PROVIDED MATERIAL:
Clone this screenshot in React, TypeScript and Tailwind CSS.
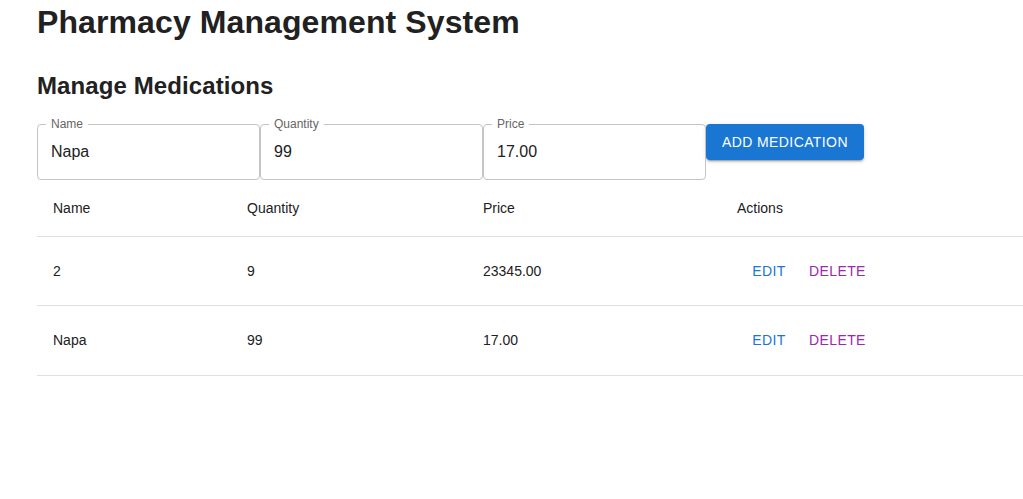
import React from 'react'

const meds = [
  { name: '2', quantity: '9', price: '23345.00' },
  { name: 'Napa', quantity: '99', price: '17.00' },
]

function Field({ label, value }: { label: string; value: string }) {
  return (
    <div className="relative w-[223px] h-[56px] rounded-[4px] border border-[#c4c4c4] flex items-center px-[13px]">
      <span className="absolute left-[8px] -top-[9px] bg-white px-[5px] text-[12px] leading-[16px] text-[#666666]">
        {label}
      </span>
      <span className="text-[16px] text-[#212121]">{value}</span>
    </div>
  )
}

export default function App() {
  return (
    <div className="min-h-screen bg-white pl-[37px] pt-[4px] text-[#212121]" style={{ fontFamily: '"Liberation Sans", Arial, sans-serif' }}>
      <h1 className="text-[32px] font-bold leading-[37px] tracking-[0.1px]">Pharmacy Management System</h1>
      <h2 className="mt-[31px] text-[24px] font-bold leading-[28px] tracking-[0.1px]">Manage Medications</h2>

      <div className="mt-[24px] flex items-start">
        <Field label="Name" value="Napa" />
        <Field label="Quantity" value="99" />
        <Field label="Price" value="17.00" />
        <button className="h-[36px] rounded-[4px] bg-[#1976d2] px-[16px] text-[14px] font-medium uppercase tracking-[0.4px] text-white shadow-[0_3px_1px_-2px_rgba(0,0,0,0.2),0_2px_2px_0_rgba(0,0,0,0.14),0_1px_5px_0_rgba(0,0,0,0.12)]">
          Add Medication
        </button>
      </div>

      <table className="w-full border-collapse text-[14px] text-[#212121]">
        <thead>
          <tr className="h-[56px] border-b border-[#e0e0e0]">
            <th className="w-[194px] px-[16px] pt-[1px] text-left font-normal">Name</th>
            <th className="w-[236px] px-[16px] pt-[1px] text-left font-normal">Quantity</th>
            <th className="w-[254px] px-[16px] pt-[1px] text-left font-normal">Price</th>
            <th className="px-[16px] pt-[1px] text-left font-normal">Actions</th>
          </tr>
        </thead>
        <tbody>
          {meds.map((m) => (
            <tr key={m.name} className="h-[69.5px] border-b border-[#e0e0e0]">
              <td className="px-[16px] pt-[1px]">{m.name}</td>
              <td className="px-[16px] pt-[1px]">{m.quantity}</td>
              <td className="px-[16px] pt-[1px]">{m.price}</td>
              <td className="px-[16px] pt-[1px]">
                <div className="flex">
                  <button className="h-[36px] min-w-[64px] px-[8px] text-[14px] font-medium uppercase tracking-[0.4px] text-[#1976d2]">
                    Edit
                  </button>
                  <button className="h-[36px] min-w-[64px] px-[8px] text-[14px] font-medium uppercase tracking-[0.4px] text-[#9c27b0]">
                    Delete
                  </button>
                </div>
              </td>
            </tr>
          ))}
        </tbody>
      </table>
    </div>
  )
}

WHAT IS REQUIRED:
Track down the lines that include the word "React" and copy them.

RESULT OF THE EXERCISE:
Clone this screenshot in React, TypeScript and Tailwind CSS.
import React from 'react'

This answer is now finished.